Tous ces sujets sont plutôt du ressort de l’Etat et des organismes publics.

Mais d’autres nous concernent plus directement en tant qu’entrepreneurs et dirigeants :

  • mise en œuvre de la transition énergétique pour les entreprises et les particuliers ;
  • difficulté à vivre décemment de son travail, tant pour les salariés pauvres que pour les artisans, agriculteurs ou indépendants ;
  • isolement ou exclusion d’un monde qui semble aller trop vite, par ailleurs, du fait de la mondialisation, de la numérisation et des transformations du travail qui en résultent ;
  • crainte (ou réalité) des pertes d’emplois et du chômage ;
  • concurrence réelle ou supposée des migrants sur l’emploi en France ;
  • concurrence des produits étrangers arrivant dans tous nos commerces…

D’autres questions plus politiques se sont ajoutées à celles du départ, sous la pression de personnes plus politisées, voire anarchistes, qui demandent la démission du Président de la République, des réformes constitutionnelles, comme l’institution du Référendum d’Initiative Citoyenne, ou l’institution d’une nouvelle République…

Au-delà des expressions parfois violentes auxquelles nous avons assisté, notre devoir de chrétiens est d’entendre l’expression des souffrances et des inquiétudes de nos concitoyens, qui sont nos frères. Le désir de retrouver une cohésion sociale et une espérance en l’avenir est présent dans les manifestations de rejet d’un monde matérialiste et trop inégalitaire, qui ne fait plus la place aux rencontres (les ronds-points choisis pour cette expression en sont le signe paradoxal !) et aux relations humaines, laminées par une perpétuelle course à l’efficacité et à la performance.

Pour que le Débat national ait des chances de déboucher sur des solutions réalistes et durables, il semble devoir respecter une articulation en trois étapes :

  • Le premier enjeu du débat est de montrer de l’écoute sur les problèmes rencontrés et dénoncés. Faire l’inventaire des difficultés, ce qu’ont commencé à faire les « cahiers de doléances » et autres plates-formes de consultation comme celle du CESE. Et poursuivre le recueil et l’analyse des sujets évoqués. En particulier pour reconnaître ce qui s’adresse aux entreprises où nous pouvons agir.
  • Le deuxième temps est d’éclairer les débats par des faits et des éléments objectifs. Démêler le ressenti du réel et traiter les deux aspects, de façon à revenir sur des bases raisonnées en sortant de l’émotionnel, sans toutefois négliger la perception sensible au-delà des faits objectifs.
  • Le troisième sera de construire ensemble, et pas seulement « d’en-haut », des solutions viables. Travailler avec les personnes concernées ou un échantillon représentatif des différentes sensibilités pour surmonter les contradictions entre positions opposées ou entre le souhaitable et le possible est un exercice délicat, mais nécessaire, pour que les résultats soient appropriés et appréciés comme tels, donc durables.
  1. Que peuvent faire les EDC ?

Sur le fond, nous pourrions apporter une proposition de méthode consistant à ne pas séparer, même si on doit les distinguer pour travailler sur chacun, les quatre volets de l’écologie intégrale que nous propose le pape François dans Laudato Si’. En effet, si l’on coupe les sujets en rondelles, comme le fait un peu le questionnaire du Débat national, on perd de vue l’essentiel, qui est l’impact des propositions formulées sur la vie des hommes et des femmes.
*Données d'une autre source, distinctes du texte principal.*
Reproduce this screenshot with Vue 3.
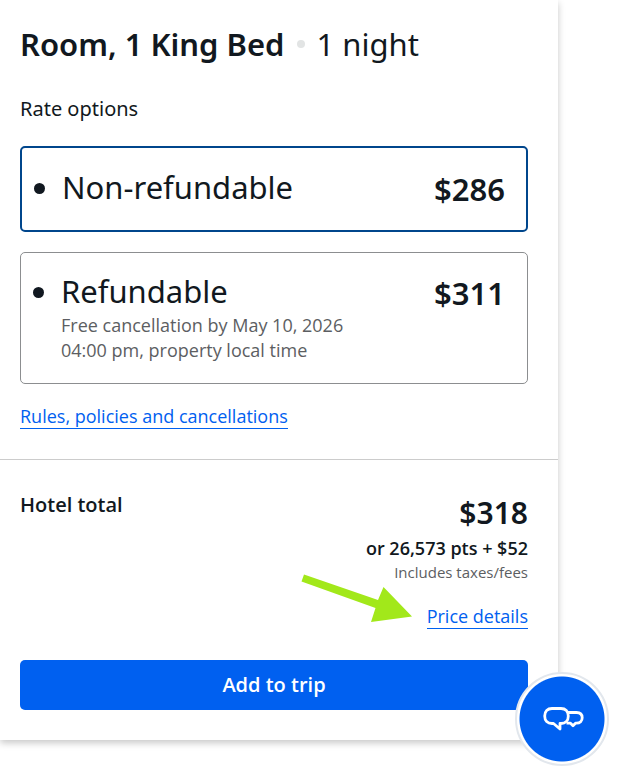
<script setup>
import { ref } from 'vue'

const rates = [
  { id: 'non-refundable', name: 'Non-refundable', price: '$286', notes: [] },
  {
    id: 'refundable',
    name: 'Refundable',
    price: '$311',
    notes: ['Free cancellation by May 10, 2026', '04:00 pm, property local time'],
  },
]
const selected = ref('non-refundable')
</script>

<template>
  <main class="page">
    <section class="card">
      <div class="room">
        <h1 class="title">
          <strong>Room, 1 King Bed</strong>
          <span class="separator"></span>
          <span>1 night</span>
        </h1>
        <fieldset class="rates">
          <legend class="legend">Rate options</legend>
          <label
            v-for="rate in rates"
            :key="rate.id"
            class="rate"
            :class="{ selected: selected === rate.id }"
            :for="rate.id"
          >
            <input :id="rate.id" v-model="selected" class="dot" type="radio" name="rate" :value="rate.id" />
            <span class="description">
              <span class="name">{{ rate.name }}</span>
              <span v-for="note in rate.notes" :key="note" class="note">{{ note }}</span>
            </span>
            <strong class="price">{{ rate.price }}</strong>
          </label>
        </fieldset>
        <a class="link" href="#rules">Rules, policies and cancellations</a>
      </div>

      <div class="summary">
        <div class="total">
          <h2 class="total-label">Hotel total</h2>
          <div class="amounts">
            <strong class="amount">$318</strong>
            <strong class="points">or 26,573 pts + $52</strong>
            <span class="taxes">Includes taxes/fees</span>
            <div class="details">
              <a class="link" href="#price">Price details</a>
              <svg class="arrow" width="112" height="50" viewBox="0 0 112 50" aria-hidden="true">
                <path d="M3 0.500L77 26L82.500 13L111 42.500L70 48L74.500 34L0.500 7.500Z" fill="#a2e81a" />
              </svg>
            </div>
          </div>
        </div>
        <button class="add" type="button">Add to trip</button>
      </div>
    </section>

    <button class="chat" type="button" aria-label="Chat">
      <svg width="42" height="26" viewBox="0 0 42 26" fill="none" stroke="#fff" stroke-width="2.800" stroke-linejoin="round" aria-hidden="true">
        <path d="M10 2.500H19C23.500 2.500 26.300 5.500 26.300 10C26.300 14.500 23.500 17.500 19 17.500H18V23L11.500 17.500H10C5.500 17.500 2.700 14.500 2.700 10C2.700 5.500 5.500 2.500 10 2.500Z" />
        <path d="M26 6.500H34.500C38 6.500 40.200 8.500 40.200 11.800C40.200 15 38 17.200 34.500 17.200H33.500L31 19.700L28.500 17.200H24.500" />
      </svg>
    </button>
  </main>
</template>

<style>
body {
  margin: 0;
  background: #fff;
}
</style>

<style scoped>
* {
  box-sizing: border-box;
}

.page {
  min-height: 100vh;
  padding-right: 69px;
  overflow: hidden;
  color: #111820;
  font-family: "Open Sans", "Noto Sans", sans-serif;
}

.card {
  background: #fff;
  box-shadow: 0 3px 7px rgba(0, 0, 0, 0.22);
}

.room {
  padding: 24px 30px 30px 20px;
  border-bottom: 1px solid #ccc;
}

.title {
  display: flex;
  align-items: center;
  margin: 0 0 30px;
  font-family: "Noto Sans", "Open Sans", sans-serif;
  font-size: 31px;
  font-weight: 400;
  line-height: 40px;
}

strong {
  font-weight: 600;
}

.separator {
  width: 8px;
  height: 8px;
  margin: 0 12px;
  border-radius: 50%;
  background: #e2e4e4;
}

.rates {
  display: grid;
  gap: 20px;
  min-width: 0;
  margin: 0 0 20px;
  padding: 0;
  border: 0;
}

.legend {
  margin-bottom: 22px;
  padding: 0;
  font-family: "Noto Sans", "Open Sans", sans-serif;
  font-size: 20px;
  line-height: 30px;
}

.rate {
  display: flex;
  align-items: flex-start;
  padding: 20px 22px 20px 12px;
  border: 1px solid #8c8e90;
  border-radius: 5px;
  cursor: pointer;
}

.rate.selected {
  padding: 21px 21px 21px 12px;
  border: 2px solid #00468c;
}

.dot {
  flex: none;
  width: 11px;
  height: 11px;
  margin: 14px 17px 0 0;
  border-radius: 50%;
  background: #111820;
  appearance: none;
}

.description {
  flex: 1;
}

.name,
.note {
  display: block;
}

.name {
  margin-bottom: 4px;
  font-family: "Noto Sans", "Open Sans", sans-serif;
  font-size: 31px;
  line-height: 36px;
}

.note {
  color: #5c5e62;
  font-size: 18px;
  line-height: 25px;
}

.price {
  font-family: "Noto Sans", "Open Sans", sans-serif;
  font-size: 31px;
  line-height: 40px;
}

.link {
  display: inline-block;
  border-bottom: 1px solid #0060f0;
  color: #0060f0;
  font-size: 18px;
  line-height: 24px;
  text-decoration: none;
}

.summary {
  padding: 30px 30px 30px 20px;
}

.total {
  display: flex;
  justify-content: space-between;
  margin-bottom: 31px;
}

.total-label {
  margin: 0;
  font-size: 20px;
  font-weight: 600;
  line-height: 30px;
}

.amounts {
  display: flex;
  flex-direction: column;
  align-items: flex-end;
}

.amount {
  margin-top: 3px;
  font-family: "Noto Sans", "Open Sans", sans-serif;
  font-size: 30px;
  line-height: 40px;
}

.points {
  margin-top: 2px;
  font-size: 18px;
  line-height: 26px;
}

.taxes {
  color: #5c5e62;
  font-size: 15px;
  line-height: 22px;
}

.details {
  position: relative;
  margin-top: 21px;
}

.arrow {
  position: absolute;
  right: 115px;
  bottom: 5px;
}

.add {
  display: block;
  width: 100%;
  height: 50px;
  border: 0;
  border-radius: 5px;
  background: #0060f0;
  color: #fff;
  font: 600 20px/30px "Open Sans", "Noto Sans", sans-serif;
  cursor: pointer;
}

.chat {
  position: fixed;
  right: 18px;
  bottom: 4px;
  display: grid;
  place-items: center;
  width: 94px;
  height: 94px;
  padding: 0 0 0 2px;
  border: 2px solid #e2e7ed;
  border-radius: 50%;
  background: radial-gradient(circle closest-side, #0060f0 42px, #fff 43px);
  cursor: pointer;
}
</style>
  • Pour construire des discussions et des solutions complètes, il convient donc de travailler simultanément sur les quatre volets suivants pour chaque sujet abordé :
  1. économique, au sens de la création de richesses et de leur répartition juste,
  2. social, au sens des relations entre les hommes et de l’aspect collectif des décisions,
  3. environnemental, au sens de la préservation des ressources de la planète et de la vie,
  4. humain, en termes de gouvernance et de place de l’homme, au sens de la subsidiarité et de la participation de chacun à ce qui nous concerne tous.
  • Pour commencer ce travail qui s’étendra sur plusieurs mois, nous proposons de préparer quelques fiches synthétiques qui rappellent les enjeux et les conditions de traitement intégral des sujets déjà évoqués, du point de vue des EDC. Ceux qui veulent participer à cette rédaction peuvent se manifester auprès du secrétariat des EDC : lesedc@lesedc.org.
  • Le même travail se poursuivra sur les nouveaux sujets qui apparaîtront tout au long du processus et qui pourront nous être signalés à la même adresse, afin de permettre à nos membres d’y participer activement en apportant des pierres constructives au débat.
  • Nous pouvons également nous reporter aux livrets des EDC sur la RSE-Un regard d’entrepreneurs et dirigeants chrétiens sur la mise en œuvre du Développement durable, sur la Fiscalité et, pour la méthode, sur la Subsidiarité ou le Bien commun. Le livret sur la Participation en cours de publication complètera ces bases.
  • Enfin rappelons les fiches Points de Repères sur la Pauvreté, l’Ecologie intégrale et Accueillir les réfugiés, sur le site lesedc.org, ainsi qu’une fiche sur « Écouter, savoir se laisser bousculer » de novembre 2017  sur le site et l’espace membre.
 [1] Joseph Ratzinger : Démocratie pluraliste et orientation chrétienne, Paris, Fayard, 1987, p. 273, cité par François Huguenin dans Le pari chrétien, Tallandier, janvier 2018, p. 194.